I have long considered a PhD. In fact, as I was searching for a graduate program prior to my Master's (a process that in and of itself was difficult), you may be aware that I considered the possibility of going directly into my PhD instead of doing a Master's. Ultimately, due to the combination of the funding situation and much thought and uncertainty, benefits and disadvantages either way, I decided to start with my Master's. I wonder often if this was the right choice, as I realized shortly into my Master's that I did feel well-prepared and ready to have been working at a PhD level. Nonetheless, I mostly feel good about the option of choosing my Master's, and that it has been useful. At the very least it has shown me beyond any doubt that I feel and likely am very prepared for my PhD. Though I do think, wistfully sometimes, how I would be half way through my PhD at this point had I chosen that route from the start here at OSU...... This summer, I thought a number of times about the caliber of my research, for example. Well, hopefully it was of a high caliber. Who knows. I have my doubts, of course, but the fact that I had designed most aspects of it, taught myself most of the plant physiology techniques, and managed things alone is certainly encouraging. Contemplating this in and of itself made me realize that, yes, I had likely been ready for my PhD already. But, my Master's degree has allowed me to sharpen myself, and has also allowed me to take some useful (and some not-so-useful) courses, and to work on my skills. That is all valuable. So it is.

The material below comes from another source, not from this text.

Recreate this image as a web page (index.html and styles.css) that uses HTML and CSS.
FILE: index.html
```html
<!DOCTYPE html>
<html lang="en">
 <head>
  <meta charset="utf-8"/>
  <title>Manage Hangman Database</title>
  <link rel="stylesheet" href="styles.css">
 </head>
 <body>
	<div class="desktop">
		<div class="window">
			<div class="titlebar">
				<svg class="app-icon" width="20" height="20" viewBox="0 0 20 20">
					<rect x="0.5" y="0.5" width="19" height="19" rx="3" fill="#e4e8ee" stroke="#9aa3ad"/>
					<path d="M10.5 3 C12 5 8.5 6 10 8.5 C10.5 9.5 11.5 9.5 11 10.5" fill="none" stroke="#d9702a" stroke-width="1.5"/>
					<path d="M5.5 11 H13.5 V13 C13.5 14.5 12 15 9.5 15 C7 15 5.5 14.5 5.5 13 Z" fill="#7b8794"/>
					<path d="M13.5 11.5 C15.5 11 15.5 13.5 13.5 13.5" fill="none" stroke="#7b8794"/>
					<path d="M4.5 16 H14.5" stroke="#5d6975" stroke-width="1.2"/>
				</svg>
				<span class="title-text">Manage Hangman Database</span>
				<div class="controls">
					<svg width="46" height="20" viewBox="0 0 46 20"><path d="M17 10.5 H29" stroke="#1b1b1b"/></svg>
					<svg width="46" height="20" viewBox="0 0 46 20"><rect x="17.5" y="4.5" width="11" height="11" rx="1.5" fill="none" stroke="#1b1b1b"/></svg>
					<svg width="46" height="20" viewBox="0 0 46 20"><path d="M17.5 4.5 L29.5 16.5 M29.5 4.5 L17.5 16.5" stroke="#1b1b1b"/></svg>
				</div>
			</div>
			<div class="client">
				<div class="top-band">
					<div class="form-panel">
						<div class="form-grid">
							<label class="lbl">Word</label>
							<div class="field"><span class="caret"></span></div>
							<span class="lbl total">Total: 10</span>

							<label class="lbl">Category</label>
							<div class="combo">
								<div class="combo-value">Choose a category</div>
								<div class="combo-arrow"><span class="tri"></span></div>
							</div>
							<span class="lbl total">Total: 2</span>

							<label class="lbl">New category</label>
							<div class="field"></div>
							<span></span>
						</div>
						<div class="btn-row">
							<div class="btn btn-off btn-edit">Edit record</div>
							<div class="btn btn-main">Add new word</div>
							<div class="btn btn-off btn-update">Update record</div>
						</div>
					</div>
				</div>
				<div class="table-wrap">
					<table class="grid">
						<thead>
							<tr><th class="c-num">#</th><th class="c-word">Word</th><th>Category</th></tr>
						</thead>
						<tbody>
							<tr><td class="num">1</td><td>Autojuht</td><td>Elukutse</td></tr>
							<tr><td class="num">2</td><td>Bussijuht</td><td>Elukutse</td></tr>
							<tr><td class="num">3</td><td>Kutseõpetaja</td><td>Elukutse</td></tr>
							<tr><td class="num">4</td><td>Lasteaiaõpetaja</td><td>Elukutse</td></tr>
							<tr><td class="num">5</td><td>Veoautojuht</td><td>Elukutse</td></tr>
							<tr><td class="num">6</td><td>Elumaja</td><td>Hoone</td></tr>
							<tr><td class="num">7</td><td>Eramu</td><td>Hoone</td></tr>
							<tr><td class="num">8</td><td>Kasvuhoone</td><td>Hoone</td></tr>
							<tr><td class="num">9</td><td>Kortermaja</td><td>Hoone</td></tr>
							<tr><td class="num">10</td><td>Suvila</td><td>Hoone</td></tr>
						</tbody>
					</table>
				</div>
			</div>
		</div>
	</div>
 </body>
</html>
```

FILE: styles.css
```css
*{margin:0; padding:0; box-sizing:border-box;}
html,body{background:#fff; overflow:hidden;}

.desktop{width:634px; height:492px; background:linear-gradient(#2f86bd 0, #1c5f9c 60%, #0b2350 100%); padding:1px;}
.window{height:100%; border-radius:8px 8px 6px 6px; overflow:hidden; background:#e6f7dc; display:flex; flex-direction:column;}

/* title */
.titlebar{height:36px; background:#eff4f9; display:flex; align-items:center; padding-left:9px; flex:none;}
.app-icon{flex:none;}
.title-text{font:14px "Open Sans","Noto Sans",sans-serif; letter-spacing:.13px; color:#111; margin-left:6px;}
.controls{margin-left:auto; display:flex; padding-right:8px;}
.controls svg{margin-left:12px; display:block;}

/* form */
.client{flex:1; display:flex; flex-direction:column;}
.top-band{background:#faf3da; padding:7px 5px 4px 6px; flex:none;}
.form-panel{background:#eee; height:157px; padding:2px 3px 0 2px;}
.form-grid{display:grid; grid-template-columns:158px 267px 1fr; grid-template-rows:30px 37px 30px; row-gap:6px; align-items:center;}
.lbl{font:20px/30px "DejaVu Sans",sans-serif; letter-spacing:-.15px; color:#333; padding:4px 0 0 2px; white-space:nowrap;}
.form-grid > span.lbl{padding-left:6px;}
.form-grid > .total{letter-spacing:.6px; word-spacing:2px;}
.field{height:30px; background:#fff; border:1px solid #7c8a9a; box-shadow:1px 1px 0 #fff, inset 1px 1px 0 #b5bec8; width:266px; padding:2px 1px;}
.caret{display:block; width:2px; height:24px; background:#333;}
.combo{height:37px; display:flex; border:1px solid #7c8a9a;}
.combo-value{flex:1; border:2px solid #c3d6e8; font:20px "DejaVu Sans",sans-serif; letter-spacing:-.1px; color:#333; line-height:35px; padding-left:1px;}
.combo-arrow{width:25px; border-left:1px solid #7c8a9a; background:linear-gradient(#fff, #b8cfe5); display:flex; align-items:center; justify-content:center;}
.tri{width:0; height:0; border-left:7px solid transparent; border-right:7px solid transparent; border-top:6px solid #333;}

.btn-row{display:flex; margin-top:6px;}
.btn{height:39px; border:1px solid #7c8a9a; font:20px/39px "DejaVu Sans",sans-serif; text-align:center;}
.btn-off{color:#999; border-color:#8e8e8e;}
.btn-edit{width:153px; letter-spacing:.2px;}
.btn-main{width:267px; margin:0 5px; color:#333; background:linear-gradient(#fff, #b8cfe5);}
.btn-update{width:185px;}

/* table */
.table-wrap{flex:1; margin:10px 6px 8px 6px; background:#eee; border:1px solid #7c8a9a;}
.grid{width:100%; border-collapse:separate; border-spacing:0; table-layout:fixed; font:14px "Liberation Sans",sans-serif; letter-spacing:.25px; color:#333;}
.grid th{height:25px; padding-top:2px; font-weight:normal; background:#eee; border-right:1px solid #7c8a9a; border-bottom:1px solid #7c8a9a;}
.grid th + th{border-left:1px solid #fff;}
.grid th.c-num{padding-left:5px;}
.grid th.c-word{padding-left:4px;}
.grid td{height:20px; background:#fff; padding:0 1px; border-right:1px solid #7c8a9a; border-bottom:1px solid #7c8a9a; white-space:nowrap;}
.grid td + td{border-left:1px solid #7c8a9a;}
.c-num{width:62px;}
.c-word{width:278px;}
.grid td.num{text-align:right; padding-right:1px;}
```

In any case, my point is that a PhD has been a goal of mine for a long time, always just on the horizon. Something I've been chasing. In December, my applications were very precious to me even if they were few. I very deeply regret not being able to apply to a broader range of programs -- a regret you will perhaps understand more pointedly as you read -- but had so little time that I really do find it miraculous that I got anything organized at all. Regardless, I chose carefully. I knew there was much risk in building up my aspirations so, for each time I have done so in the past I have inevitably faced painful, stinging road-blocks or rejections. Yet, I have been told by many of my high-level of qualification, the depth of my experiences, and my value as a student. (All very kind words, to be sure, for which I am very honored! Yet, these accolades rarely seem to bear fruit, regrettably, and I am also very hesitant to believe them at this point). So I knew it would be a gamble of how much disappointment I could handle, against the chance of achieving my aspirations. Regardless, I felt some level of value in myself and my worth and my skill. I have worked very hard, and tried to do my best in all that I can. Likewise, I felt some level of confidence that I could be accepted, and I applied to an ambitious program with this confidence. A confidence, which, I truly do not feel is inaccurate or misplaced in myself. Even if I prefer humbleness, I will not deny at this point that I think I am very highly-qualified in my field, and I am proud of the hard work and diligence that has contributed to this. (One would think that confidence is a good thing. In reality, I have found, it mostly just makes things feel more disappointing. Again and again.)

Well, as I have learned, I might have guarded myself a little better against such predictable disappointment.